(Pages as source code)
[BEGIN]
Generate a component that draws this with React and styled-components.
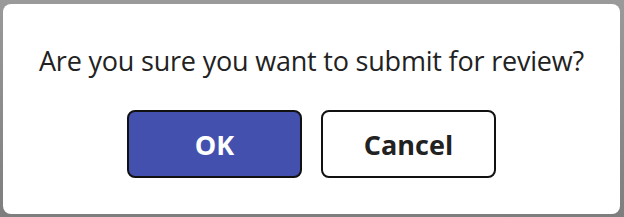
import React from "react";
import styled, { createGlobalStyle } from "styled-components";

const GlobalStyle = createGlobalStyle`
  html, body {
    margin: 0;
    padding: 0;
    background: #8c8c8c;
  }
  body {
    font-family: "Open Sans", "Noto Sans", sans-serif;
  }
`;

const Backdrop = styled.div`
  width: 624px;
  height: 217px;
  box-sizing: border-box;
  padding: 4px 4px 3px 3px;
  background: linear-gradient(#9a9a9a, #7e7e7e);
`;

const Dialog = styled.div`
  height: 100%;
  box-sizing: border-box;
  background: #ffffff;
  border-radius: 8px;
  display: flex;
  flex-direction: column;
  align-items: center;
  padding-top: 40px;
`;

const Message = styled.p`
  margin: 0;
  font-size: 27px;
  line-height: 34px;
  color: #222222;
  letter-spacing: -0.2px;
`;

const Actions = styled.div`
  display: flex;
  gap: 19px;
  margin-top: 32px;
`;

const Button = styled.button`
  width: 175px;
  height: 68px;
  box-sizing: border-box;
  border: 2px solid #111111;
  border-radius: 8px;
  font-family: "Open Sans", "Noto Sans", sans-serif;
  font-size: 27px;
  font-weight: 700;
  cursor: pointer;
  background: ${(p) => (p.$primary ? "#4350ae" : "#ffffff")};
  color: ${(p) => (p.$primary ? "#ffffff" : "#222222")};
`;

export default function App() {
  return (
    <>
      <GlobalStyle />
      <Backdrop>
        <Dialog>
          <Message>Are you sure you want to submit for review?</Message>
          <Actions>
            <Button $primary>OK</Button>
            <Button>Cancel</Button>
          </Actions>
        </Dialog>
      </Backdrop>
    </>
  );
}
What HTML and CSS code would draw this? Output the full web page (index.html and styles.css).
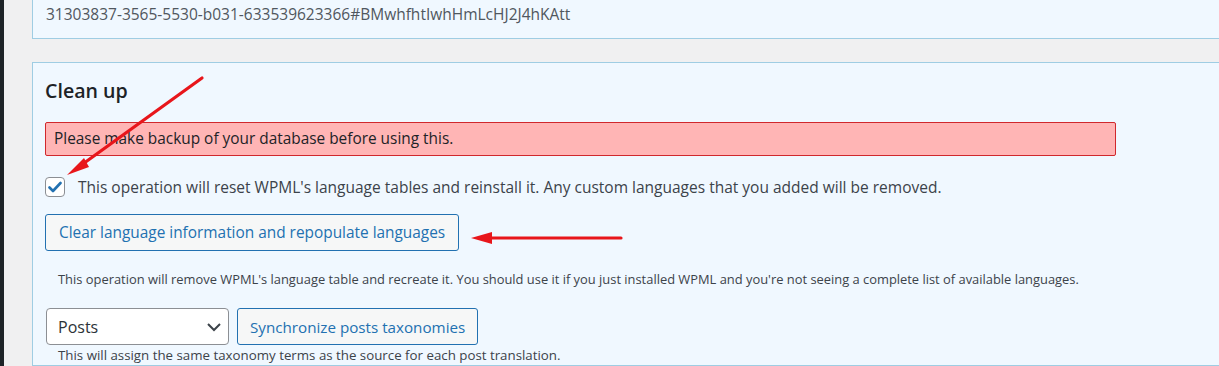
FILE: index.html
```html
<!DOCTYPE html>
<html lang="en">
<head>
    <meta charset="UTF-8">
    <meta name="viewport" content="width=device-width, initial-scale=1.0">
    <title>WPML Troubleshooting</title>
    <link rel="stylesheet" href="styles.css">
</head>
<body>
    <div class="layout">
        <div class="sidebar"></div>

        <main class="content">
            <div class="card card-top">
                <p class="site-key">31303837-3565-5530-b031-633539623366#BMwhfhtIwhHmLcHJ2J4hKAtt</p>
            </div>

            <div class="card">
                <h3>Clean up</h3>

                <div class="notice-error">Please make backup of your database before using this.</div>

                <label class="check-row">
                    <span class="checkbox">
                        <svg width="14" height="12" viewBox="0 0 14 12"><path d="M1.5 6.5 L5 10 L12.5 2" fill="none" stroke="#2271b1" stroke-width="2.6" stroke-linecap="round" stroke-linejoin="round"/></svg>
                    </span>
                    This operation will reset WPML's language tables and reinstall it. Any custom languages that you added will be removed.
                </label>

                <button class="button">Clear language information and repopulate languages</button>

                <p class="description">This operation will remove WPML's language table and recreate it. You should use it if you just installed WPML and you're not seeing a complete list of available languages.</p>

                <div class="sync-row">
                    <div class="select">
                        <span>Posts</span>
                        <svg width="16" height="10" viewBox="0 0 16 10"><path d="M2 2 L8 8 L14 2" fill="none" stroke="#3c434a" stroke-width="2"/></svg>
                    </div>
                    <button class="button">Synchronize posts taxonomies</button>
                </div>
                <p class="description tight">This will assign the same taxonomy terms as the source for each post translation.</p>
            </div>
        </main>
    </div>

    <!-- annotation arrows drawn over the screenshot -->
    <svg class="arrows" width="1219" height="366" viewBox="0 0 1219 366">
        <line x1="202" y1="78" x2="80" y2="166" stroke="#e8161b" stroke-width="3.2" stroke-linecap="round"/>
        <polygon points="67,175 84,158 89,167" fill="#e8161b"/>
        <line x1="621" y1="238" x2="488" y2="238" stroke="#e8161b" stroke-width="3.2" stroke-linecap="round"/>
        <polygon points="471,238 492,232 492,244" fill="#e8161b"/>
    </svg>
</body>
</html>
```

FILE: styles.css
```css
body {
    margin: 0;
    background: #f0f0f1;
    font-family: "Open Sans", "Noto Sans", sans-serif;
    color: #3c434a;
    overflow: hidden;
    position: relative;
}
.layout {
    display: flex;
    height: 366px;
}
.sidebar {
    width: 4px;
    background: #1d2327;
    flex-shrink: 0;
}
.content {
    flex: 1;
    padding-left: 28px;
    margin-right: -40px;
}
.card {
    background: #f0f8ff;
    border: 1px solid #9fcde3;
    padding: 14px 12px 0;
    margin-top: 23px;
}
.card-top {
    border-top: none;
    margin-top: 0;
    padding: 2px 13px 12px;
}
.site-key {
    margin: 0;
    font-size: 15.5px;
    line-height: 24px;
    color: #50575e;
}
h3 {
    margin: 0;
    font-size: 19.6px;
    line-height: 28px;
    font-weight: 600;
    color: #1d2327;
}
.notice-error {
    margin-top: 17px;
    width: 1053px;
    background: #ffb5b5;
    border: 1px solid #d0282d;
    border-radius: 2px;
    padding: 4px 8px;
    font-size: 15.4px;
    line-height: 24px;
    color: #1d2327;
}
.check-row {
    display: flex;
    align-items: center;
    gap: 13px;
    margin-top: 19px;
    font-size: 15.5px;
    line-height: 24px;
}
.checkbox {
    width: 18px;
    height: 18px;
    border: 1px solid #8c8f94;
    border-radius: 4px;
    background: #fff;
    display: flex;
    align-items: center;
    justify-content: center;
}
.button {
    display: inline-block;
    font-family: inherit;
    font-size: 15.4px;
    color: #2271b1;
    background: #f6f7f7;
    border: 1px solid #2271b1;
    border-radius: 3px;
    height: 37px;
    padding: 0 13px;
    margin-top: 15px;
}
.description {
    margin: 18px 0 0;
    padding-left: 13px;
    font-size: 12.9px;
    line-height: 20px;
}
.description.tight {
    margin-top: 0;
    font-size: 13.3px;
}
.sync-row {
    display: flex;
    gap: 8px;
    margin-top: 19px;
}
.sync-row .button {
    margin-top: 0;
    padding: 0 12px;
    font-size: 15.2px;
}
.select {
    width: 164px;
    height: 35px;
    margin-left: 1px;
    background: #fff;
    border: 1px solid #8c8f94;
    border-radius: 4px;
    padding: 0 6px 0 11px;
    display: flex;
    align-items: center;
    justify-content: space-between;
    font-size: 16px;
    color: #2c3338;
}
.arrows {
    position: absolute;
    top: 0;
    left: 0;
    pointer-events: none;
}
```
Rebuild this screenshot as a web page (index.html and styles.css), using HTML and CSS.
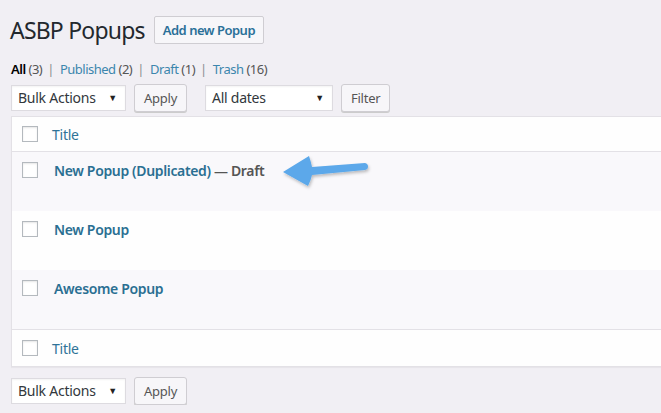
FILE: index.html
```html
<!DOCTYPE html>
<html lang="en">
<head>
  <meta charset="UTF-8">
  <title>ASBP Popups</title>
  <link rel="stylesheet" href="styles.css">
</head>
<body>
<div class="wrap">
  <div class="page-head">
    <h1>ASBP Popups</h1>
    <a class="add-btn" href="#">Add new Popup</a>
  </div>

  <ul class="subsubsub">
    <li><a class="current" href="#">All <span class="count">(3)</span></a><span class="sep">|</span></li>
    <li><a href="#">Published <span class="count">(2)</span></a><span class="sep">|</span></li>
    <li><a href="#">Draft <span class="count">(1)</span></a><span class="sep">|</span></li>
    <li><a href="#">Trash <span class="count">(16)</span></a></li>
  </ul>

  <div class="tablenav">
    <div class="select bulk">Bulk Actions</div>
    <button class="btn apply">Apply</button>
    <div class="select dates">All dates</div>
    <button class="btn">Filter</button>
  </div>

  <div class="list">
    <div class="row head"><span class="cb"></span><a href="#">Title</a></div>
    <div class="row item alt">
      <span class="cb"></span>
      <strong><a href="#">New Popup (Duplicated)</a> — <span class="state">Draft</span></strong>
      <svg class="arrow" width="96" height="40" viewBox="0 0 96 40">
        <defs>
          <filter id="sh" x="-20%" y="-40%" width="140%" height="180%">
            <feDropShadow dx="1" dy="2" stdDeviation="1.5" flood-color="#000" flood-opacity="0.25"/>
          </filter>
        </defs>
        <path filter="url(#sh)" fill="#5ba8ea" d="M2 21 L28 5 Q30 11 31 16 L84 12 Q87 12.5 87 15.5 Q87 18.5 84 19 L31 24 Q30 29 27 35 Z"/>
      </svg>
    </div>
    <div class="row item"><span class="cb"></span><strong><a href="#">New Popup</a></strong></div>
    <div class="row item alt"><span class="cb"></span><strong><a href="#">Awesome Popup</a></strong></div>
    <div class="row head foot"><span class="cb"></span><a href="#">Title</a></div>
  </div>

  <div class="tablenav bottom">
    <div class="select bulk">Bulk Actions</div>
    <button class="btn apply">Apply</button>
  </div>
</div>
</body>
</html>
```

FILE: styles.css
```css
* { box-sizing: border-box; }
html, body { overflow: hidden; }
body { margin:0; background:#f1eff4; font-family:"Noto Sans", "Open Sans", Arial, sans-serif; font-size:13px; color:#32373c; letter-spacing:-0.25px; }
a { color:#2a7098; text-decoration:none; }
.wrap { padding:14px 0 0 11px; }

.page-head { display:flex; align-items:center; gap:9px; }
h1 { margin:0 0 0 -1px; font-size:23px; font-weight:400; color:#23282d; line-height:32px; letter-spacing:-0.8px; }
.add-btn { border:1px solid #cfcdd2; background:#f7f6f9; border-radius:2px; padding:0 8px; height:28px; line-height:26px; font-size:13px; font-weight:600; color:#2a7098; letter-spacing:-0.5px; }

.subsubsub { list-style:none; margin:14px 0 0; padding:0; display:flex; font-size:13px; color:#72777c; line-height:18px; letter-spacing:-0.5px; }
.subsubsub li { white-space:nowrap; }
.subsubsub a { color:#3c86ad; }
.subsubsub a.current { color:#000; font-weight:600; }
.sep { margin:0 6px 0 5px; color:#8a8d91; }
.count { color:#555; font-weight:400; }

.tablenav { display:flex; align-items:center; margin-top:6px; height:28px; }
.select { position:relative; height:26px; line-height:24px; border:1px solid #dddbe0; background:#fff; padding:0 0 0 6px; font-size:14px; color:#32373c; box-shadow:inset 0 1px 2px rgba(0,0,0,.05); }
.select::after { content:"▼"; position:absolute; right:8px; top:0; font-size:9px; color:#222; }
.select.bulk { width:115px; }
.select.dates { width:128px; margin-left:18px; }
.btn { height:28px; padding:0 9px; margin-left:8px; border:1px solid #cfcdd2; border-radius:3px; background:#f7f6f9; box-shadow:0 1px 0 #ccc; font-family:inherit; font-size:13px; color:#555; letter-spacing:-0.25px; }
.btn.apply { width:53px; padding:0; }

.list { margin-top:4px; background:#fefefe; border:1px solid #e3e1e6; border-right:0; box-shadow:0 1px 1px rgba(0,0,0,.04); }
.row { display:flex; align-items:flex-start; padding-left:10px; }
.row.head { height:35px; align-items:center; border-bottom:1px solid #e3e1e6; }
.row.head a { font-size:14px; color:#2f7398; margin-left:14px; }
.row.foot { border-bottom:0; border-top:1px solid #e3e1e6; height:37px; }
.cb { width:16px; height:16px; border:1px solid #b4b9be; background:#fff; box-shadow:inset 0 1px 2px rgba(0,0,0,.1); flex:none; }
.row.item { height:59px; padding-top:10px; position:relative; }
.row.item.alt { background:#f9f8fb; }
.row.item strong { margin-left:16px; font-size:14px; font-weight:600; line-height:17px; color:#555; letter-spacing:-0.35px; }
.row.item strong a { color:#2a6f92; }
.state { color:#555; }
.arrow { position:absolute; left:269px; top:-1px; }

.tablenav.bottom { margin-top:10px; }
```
[END]
What you need to do | Read the entries and pick out all lines that include the word "index".

Written answer |
What HTML and CSS code would draw this? Output the full web page (index.html and styles.css).
FILE: index.html
Rebuild this screenshot as a web page (index.html and styles.css), using HTML and CSS.
FILE: index.html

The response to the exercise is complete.